● **What is required**
Lines holding the string "React" are the ones to copy; find them all in the data.
[Begin]
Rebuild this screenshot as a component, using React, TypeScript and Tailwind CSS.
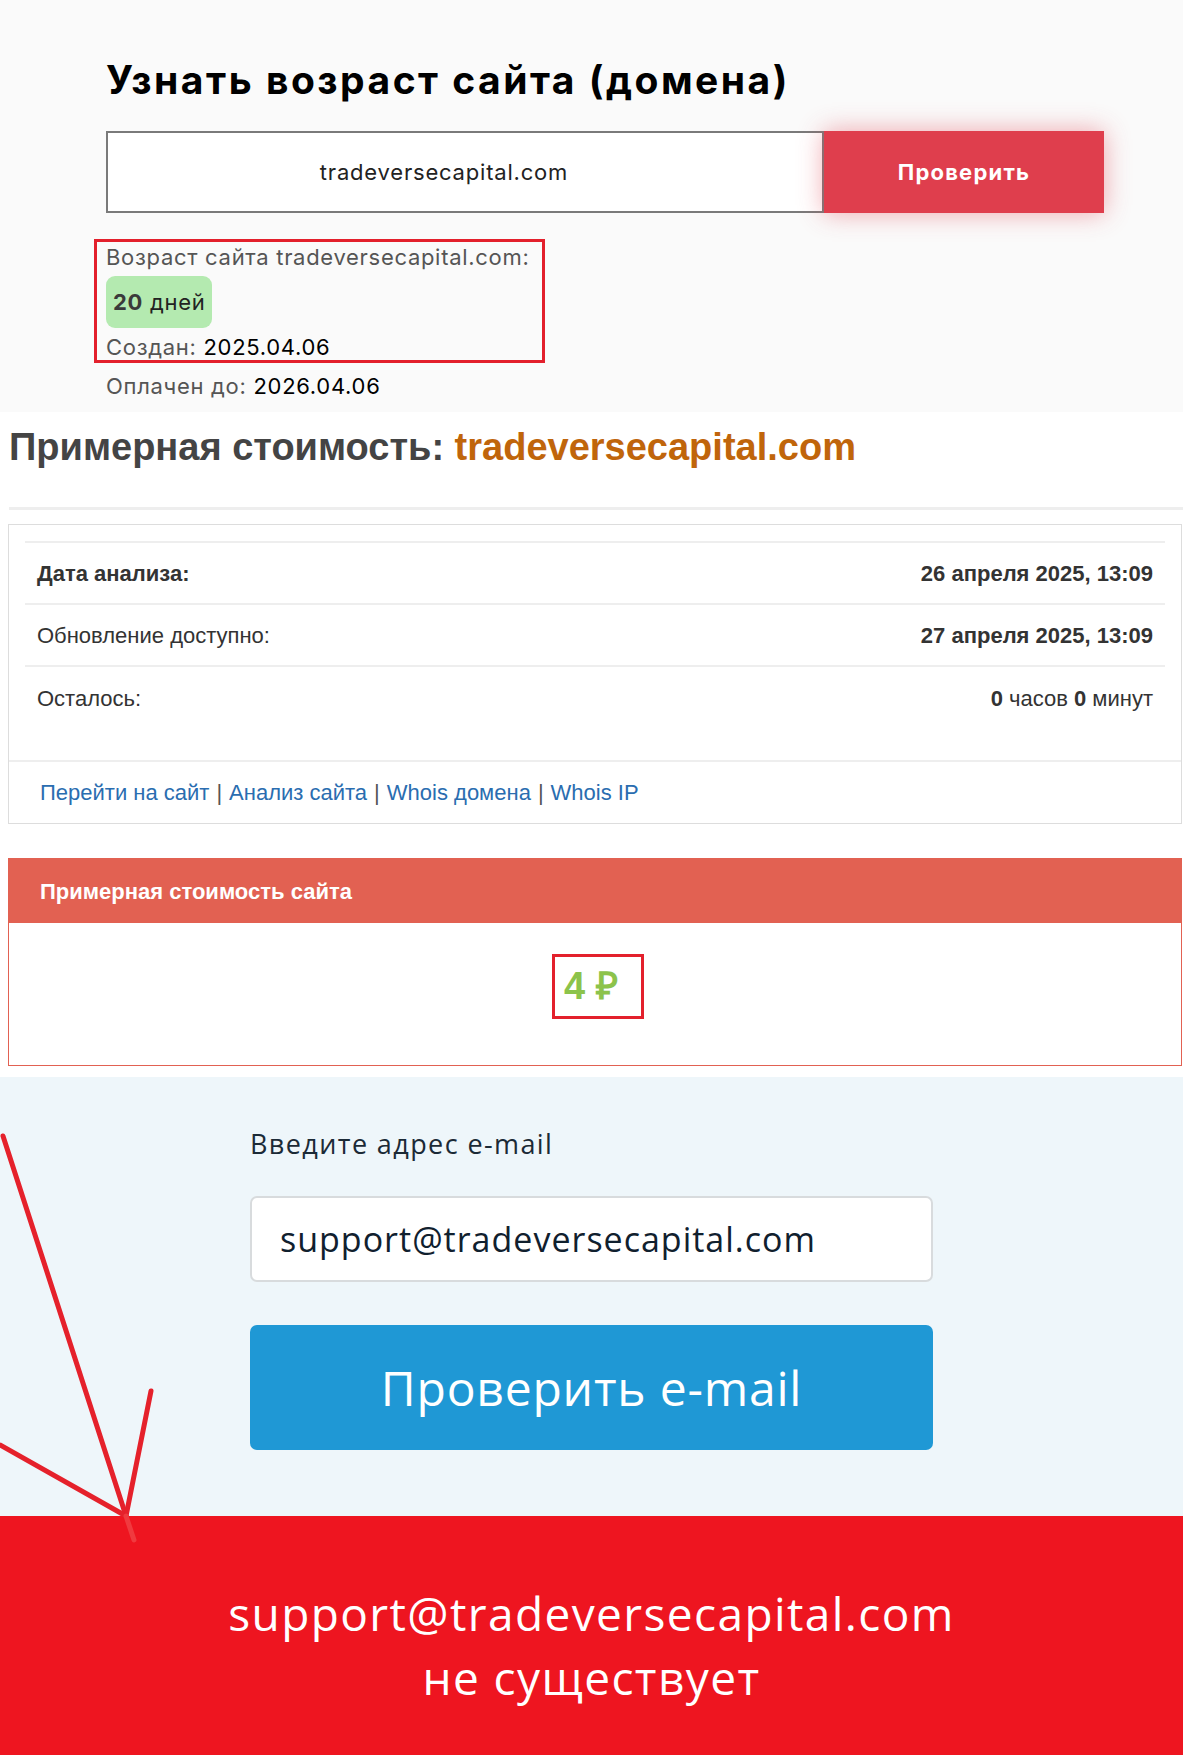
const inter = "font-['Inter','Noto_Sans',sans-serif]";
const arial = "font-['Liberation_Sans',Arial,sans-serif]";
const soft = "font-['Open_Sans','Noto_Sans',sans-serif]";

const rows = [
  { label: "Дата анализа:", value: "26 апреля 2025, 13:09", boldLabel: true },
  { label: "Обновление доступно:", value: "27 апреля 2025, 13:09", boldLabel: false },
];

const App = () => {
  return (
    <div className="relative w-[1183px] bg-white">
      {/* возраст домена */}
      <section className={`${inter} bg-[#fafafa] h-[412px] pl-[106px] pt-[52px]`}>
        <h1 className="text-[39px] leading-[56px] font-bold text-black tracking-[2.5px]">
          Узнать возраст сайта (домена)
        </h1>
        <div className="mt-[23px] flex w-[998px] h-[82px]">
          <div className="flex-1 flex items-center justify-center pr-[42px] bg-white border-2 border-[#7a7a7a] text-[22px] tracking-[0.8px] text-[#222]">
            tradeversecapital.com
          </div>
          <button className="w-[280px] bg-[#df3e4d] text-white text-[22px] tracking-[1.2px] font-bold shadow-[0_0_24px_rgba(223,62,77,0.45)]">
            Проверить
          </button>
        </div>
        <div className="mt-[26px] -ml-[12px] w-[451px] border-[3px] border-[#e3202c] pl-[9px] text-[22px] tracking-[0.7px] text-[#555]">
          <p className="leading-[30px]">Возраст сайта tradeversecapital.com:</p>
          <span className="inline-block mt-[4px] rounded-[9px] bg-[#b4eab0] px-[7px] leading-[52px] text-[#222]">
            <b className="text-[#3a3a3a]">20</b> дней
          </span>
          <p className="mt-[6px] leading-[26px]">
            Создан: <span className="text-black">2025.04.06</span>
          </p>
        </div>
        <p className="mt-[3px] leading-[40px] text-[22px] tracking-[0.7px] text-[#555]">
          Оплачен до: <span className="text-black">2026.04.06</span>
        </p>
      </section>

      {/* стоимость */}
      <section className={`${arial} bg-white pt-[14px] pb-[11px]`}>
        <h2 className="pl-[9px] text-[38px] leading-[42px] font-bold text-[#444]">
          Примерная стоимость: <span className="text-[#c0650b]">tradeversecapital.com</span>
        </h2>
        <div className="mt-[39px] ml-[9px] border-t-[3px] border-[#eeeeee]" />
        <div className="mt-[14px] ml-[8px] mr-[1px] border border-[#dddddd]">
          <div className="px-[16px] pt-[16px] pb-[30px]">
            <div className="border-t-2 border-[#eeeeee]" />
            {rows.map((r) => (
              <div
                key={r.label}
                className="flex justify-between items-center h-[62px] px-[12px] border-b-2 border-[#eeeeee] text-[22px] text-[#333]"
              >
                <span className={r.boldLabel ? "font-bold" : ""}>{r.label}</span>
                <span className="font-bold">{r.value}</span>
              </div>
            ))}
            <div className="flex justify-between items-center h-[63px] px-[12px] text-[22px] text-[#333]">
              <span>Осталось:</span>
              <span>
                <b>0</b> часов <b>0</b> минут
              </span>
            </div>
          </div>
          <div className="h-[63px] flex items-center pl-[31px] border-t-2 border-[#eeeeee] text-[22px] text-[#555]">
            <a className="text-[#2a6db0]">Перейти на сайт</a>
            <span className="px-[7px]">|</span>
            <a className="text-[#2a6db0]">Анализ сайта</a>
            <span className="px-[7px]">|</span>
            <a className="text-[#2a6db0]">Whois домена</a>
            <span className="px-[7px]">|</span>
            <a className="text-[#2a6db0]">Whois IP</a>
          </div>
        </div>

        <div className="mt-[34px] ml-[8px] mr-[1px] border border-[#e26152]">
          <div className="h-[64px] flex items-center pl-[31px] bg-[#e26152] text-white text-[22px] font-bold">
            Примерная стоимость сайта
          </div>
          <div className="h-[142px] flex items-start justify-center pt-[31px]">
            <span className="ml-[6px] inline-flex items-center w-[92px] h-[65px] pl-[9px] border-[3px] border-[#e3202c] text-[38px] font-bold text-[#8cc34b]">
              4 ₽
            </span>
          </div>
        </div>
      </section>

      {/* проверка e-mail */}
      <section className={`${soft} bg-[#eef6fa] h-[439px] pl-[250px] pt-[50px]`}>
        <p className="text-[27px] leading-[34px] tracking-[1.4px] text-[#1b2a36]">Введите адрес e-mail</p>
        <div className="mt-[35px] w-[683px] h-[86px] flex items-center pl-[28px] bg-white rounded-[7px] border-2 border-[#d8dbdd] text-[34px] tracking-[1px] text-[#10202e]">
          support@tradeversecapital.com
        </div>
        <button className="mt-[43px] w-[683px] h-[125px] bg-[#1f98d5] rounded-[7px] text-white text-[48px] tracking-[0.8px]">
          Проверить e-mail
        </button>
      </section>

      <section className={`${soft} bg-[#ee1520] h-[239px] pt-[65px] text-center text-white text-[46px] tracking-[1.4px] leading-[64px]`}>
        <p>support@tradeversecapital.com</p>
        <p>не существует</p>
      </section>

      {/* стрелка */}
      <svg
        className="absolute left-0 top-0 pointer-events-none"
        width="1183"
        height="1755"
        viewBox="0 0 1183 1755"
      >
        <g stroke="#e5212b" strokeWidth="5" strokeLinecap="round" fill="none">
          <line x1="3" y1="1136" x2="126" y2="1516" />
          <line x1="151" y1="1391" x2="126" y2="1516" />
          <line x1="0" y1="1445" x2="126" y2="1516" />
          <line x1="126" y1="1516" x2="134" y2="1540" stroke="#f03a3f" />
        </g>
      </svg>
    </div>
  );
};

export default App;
[End]
[Begin]
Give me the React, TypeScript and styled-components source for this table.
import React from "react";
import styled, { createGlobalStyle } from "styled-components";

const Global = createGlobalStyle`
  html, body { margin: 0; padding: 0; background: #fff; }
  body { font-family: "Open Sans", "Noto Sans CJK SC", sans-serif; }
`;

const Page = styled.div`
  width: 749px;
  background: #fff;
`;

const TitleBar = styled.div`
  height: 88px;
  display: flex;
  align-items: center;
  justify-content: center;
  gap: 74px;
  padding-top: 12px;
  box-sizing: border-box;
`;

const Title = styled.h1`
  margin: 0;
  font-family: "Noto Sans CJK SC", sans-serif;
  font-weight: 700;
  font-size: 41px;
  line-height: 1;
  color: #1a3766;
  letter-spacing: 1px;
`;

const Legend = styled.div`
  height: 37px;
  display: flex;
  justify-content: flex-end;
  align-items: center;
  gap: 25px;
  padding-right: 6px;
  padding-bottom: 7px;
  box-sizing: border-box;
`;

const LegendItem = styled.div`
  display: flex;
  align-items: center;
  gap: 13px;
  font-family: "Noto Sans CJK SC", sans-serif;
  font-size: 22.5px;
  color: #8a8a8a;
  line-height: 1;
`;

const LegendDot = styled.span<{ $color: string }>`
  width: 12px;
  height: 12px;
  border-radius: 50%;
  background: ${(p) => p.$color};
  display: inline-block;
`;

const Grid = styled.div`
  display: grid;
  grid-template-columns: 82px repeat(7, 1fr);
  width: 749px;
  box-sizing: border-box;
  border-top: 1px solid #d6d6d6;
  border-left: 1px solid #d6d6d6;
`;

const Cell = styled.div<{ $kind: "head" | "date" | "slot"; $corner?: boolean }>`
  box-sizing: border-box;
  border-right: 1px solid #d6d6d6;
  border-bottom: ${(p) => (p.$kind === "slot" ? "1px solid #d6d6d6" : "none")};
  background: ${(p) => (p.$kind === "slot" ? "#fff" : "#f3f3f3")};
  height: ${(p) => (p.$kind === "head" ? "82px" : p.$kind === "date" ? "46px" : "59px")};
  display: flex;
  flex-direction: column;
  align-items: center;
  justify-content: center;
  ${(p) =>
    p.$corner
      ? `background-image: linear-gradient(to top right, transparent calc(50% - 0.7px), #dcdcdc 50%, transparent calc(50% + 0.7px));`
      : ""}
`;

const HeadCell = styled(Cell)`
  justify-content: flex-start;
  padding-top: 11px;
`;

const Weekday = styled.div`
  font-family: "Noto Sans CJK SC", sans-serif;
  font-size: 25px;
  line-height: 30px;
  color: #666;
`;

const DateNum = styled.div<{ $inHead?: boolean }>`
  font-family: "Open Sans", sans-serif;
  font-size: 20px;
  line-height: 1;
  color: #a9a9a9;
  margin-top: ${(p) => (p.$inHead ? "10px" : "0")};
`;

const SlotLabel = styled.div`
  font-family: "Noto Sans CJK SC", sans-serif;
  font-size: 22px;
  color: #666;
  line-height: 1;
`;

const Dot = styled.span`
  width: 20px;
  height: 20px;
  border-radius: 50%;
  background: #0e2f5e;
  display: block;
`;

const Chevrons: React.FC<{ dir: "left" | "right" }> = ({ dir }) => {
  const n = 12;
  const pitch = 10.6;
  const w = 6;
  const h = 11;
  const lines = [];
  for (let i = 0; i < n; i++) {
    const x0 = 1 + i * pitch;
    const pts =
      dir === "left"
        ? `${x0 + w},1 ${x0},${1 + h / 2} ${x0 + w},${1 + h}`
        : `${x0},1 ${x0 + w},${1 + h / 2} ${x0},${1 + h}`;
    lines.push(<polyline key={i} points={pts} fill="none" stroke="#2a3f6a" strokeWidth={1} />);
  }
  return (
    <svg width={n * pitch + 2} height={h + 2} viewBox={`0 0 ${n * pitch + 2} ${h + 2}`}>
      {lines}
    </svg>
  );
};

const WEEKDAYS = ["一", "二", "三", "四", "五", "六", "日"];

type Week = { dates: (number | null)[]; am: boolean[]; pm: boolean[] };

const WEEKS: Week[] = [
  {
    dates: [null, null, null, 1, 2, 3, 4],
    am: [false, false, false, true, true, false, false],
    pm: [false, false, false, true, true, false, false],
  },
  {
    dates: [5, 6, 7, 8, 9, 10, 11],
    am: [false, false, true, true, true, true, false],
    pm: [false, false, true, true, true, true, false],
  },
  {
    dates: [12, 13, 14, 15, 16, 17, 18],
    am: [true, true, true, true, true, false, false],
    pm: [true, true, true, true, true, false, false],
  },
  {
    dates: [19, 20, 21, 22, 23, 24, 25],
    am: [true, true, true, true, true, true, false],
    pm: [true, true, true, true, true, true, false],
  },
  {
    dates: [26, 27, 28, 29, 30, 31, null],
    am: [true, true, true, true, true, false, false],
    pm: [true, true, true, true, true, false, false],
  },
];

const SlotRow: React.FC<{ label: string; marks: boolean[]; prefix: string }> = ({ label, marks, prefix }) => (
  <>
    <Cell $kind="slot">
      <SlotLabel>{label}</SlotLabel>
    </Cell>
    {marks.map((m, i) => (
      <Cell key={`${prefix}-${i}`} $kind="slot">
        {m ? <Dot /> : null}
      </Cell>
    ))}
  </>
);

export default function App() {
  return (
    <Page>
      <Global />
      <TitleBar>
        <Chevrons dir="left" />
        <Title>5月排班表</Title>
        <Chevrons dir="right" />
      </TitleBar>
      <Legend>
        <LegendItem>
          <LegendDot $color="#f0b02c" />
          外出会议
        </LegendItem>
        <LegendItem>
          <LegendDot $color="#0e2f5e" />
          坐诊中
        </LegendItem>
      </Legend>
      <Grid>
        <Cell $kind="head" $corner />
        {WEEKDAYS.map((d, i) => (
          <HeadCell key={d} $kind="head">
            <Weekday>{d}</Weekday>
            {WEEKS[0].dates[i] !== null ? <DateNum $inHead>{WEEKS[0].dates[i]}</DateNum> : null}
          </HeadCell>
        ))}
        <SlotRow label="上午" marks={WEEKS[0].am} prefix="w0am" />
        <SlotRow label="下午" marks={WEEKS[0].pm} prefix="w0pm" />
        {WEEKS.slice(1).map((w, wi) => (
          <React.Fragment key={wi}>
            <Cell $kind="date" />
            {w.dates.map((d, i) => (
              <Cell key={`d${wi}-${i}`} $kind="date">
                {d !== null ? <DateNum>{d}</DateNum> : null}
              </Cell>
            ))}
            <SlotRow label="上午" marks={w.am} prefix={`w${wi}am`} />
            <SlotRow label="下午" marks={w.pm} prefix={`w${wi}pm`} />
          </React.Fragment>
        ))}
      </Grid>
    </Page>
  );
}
[End]
● **The completed task**
Rebuild this screenshot as a component, using React, TypeScript and Tailwind CSS.
Give me the React, TypeScript and styled-components source for this table.
import React from "react";
const Chevrons: React.FC<{ dir: "left" | "right" }> = ({ dir }) => {
const SlotRow: React.FC<{ label: string; marks: boolean[]; prefix: string }> = ({ label, marks, prefix }) => (
          <React.Fragment key={wi}>
          </React.Fragment>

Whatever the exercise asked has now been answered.